# School Days



## Rabbit01 (Nov 11, 2013)

Well my son is 7 years old. He i in the 2nd grade and is having problems. He can't seem to sit still and focus on his classwork. His teacher has told me sometimes he needs another adult to sit with him just so he can finish his work on time. Same with at home, I have to sit right next to him to make sure he isn't goofing off instead of doing work. Not being biased or anything but my boy is smart. He can grasp the concept and understand it fine. He doesn't cause any problems behavior wise. His teacher last year said that he was the most polite kid she has had in a long time... :smthumbup: So I'm not worried about that.

During a parent teacher conference she said that he needs work on his writing skills and finishing off with the finer details and just finishing all his classwork on time. He is a good reader, she can tell we make him read at home which we do. That he can do those one page stories and answer the questions about the story, which some students have problems with. He is good with numbers and when he reads he always asks what this or that means. He says its too hard sometimes, but I don't think that is the case. 

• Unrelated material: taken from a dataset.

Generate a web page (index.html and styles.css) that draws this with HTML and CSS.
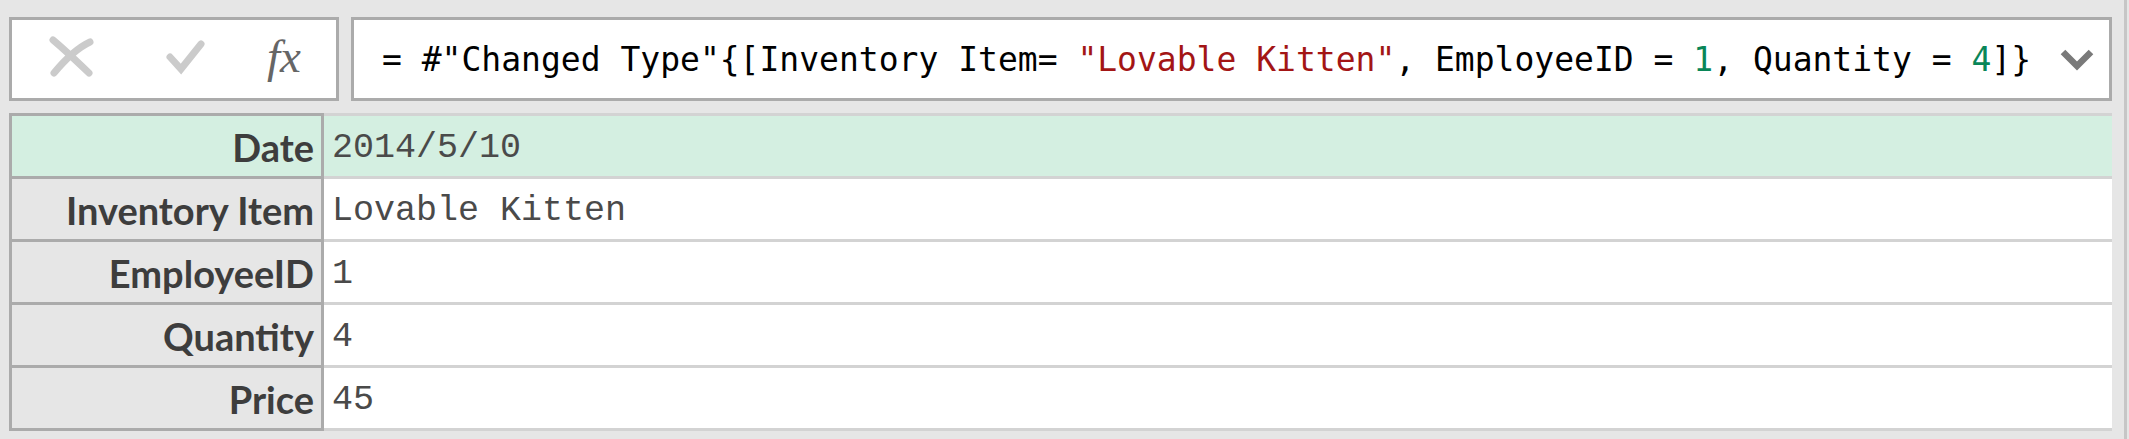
FILE: index.html
```html
<!DOCTYPE html>
<html>
<head>
<meta charset="utf-8">
<link rel="stylesheet" href="styles.css">
</head>
<body>
<div class="app">
  <div class="main">
    <div class="toolbar">
      <div class="fxbox">
        <svg class="ico-x" width="46" height="42" viewBox="0 0 46 42">
          <path d="M4 4 Q16 14 40 37" />
          <path d="M41 6 Q24 14 5 37" />
        </svg>
        <svg class="ico-check" width="40" height="36" viewBox="0 0 40 36">
          <path d="M4 18 L15 30 L35 5" />
        </svg>
        <span class="fx">fx</span>
      </div>
      <div class="formula">
        <div class="code">= #"Changed Type"{[Inventory Item= <span class="str">"Lovable Kitten"</span>, EmployeeID = <span class="num">1</span>, Quantity = <span class="num">4</span>]}</div>
        <svg class="chev" width="36" height="24" viewBox="0 0 36 24">
          <path d="M4 5 L18 19 L32 5" />
        </svg>
      </div>
    </div>
    <div class="grid">
      <div class="lab sel">Date</div><div class="val sel">2014/5/10</div>
      <div class="lab">Inventory Item</div><div class="val">Lovable Kitten</div>
      <div class="lab">EmployeeID</div><div class="val">1</div>
      <div class="lab">Quantity</div><div class="val">4</div>
      <div class="lab last">Price</div><div class="val last">45</div>
    </div>
  </div>
  <div class="edge"></div>
</div>
</body>
</html>
```
FILE: styles.css
```css
html, body {
  margin: 0;
  padding: 0;
  background: #e6e6e6;
  height: 100%;
  overflow: hidden;
}
.app {
  display: flex;
  height: 439px;
}
.main {
  width: 2103px;
  margin-left: 9px;
  padding-top: 17px;
}
.edge {
  width: 3px;
  margin-left: 12px;
  background: #c6c6c6;
  height: 439px;
}
.toolbar {
  display: flex;
  gap: 12px;
  height: 84px;
}
.fxbox {
  box-sizing: border-box;
  width: 330px;
  height: 84px;
  border: 3px solid #ababab;
  background: #fff;
  display: flex;
  align-items: center;
}
.ico-x {
  margin-left: 37px;
  margin-top: -4px;
  fill: none;
  stroke: #cbcbcb;
  stroke-width: 7;
  stroke-linecap: round;
}
.ico-check {
  margin-left: 71px;
  margin-top: -4px;
  fill: none;
  stroke: #cbcbcb;
  stroke-width: 7;
  stroke-linecap: round;
  stroke-linejoin: miter;
}
.fx {
  margin-left: 61px;
  font-family: "Liberation Serif", serif;
  font-style: italic;
  font-size: 47px;
  color: #666;
  margin-top: -6px;
}
.formula {
  flex: 1;
  box-sizing: border-box;
  height: 84px;
  border: 3px solid #ababab;
  background: #fff;
  display: flex;
  align-items: center;
  padding-left: 28px;
}
.code {
  flex: 1;
  font-family: "DejaVu Sans Mono", monospace;
  font-size: 33px;
  color: #000;
  white-space: pre;
}
.str { color: #a31515; }
.num { color: #098658; }
.chev {
  margin-right: 14px;
  fill: none;
  stroke: #7a7a7a;
  stroke-width: 6.5;
}
.grid {
  margin-top: 12px;
  display: grid;
  grid-template-columns: 315px 1fr;
  grid-auto-rows: 63px;
}
.lab {
  box-sizing: border-box;
  border-left: 3px solid #ababab;
  border-right: 3px solid #ababab;
  border-top: 3px solid #ababab;
  background: #e6e6e6;
  display: flex;
  align-items: center;
  justify-content: flex-end;
  padding-right: 7px;
  padding-top: 2px;
  font-family: "Lato", sans-serif;
  font-weight: 700;
  font-size: 38px;
  color: #3d3d3d;
}
.val {
  box-sizing: border-box;
  border-top: 3px solid #d3d3d3;
  background: #fff;
  display: flex;
  align-items: center;
  padding-left: 8px;
  padding-top: 3px;
  font-family: "Liberation Mono", monospace;
  font-size: 35px;
  color: #4a4a4a;
}
.sel.val { background: #d4efe1; }
.sel.lab { background: #d4efe1; }
.lab.last { border-bottom: 3px solid #ababab; height: 66px; }
.val.last { border-bottom: 3px solid #d3d3d3; height: 66px; }
```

Has anyone else had problems? He just needs to focus and be able sit and finish his work. He gets distracted, even at home, he starts one thing, then ten minutes later he wants to do something else. What can help? Medications are a last resort. And no I haven't taken him in to see is doctor in case it might be a medical reason.


----------



## Anon Pink (Jan 17, 2013)

Sounds like his level of distract ability is the problem, not his intelligence or his manners. You should read up about ADHD and see if this fits your son.
https://www.google.com/url?sa=t&rct...4oJ1JOe3s2XtFy2RHuCDCaA&bvm=bv.56343320,d.cWc

ADHD Test for Children: Diagnosing Symptoms of ADD in Children

The only way to know for sure is to have your son tested by a psychologist who specializes in treating children. It may not be ADHD and may just be a very boring teacher? But if it is ADHD the sooner it is diagnosed and appropriately treated, the sooner your sons school work will start to more accurately reflect his intelligence.


----------



## mablenc (Feb 26, 2013)

I agree sounds like ADHD there are many supplements you can try if this is his diagnosis. I would eliminate any artificial colors and flavors from his diet and see if he improves in the next few weeks. In addition to seeking professional diagnosis


----------



## Rabbit01 (Nov 11, 2013)

I'll be making an appointment with his doctor to see what options there are. I don't like the idea of him being medicated and hopefully there are better alternatives. The list of ADHD symptoms are on par as far as my son goes. Thank you both for the advice.


----------



## Anon Pink (Jan 17, 2013)

Diet should always be tried first. Gluten allergies, food sensitivities, staying away from prepacked and or prepacked frozen foods... It can be really really really confusing so if you want to go with an eliminations diet, please spend the bucks and see a nutritionist for guidance. Doctors SUCK with nutrition, they never got more than 1 class in it. So don't go by diets doc recommend, get your son a dietician/nutritionist who is highly expect.

Medications are actually quite safe. But it is understandable that people shy away from using them to treat ADHD. If you do decide to try meds, just keep in mind that there are dozens and dozens of different meds along with different dosages. If one doesn't work or side effects too much, switch meds. Personally, I think a newly diagnosed child should only get a two week trial of any med before they meet again to check for dosage and side effects. But doc hesitate to do this cause insurance won't pay for those bimonthly med checks, only monthly med checks...which is wrong IMO.


----------



## mablenc (Feb 26, 2013)

If you do go on the meds route see a children's psychiatrist and not just get them from his pediatrician. 

I tried a few and didn't have much results. everyone is different which is why its important to see the right doctor so they can follow up. 

If you want some information on diet the Feingold assocation The Feingold Diet Program for ADHD is a great place to start.


----------



## norajane (Feb 7, 2012)

I'm no expert on this topic, but I'd first ask about exercise and how much sugar (including white flour carbs) he eats. Regular exercise can help if he has pent up energy, and the sugar/carbs contribute to that. A lot of kids have trouble sitting still, but it can help them focus if they get regular breaks to run around (not every ten minutes, though!).

I'd also limit computer/computer games time, if he's into that. I think many people in our society have developed short attention span because our electronics are constantly pinging and diverting our attention. We've grown to expect it and can't focus on anything. I see this a lot at work.


----------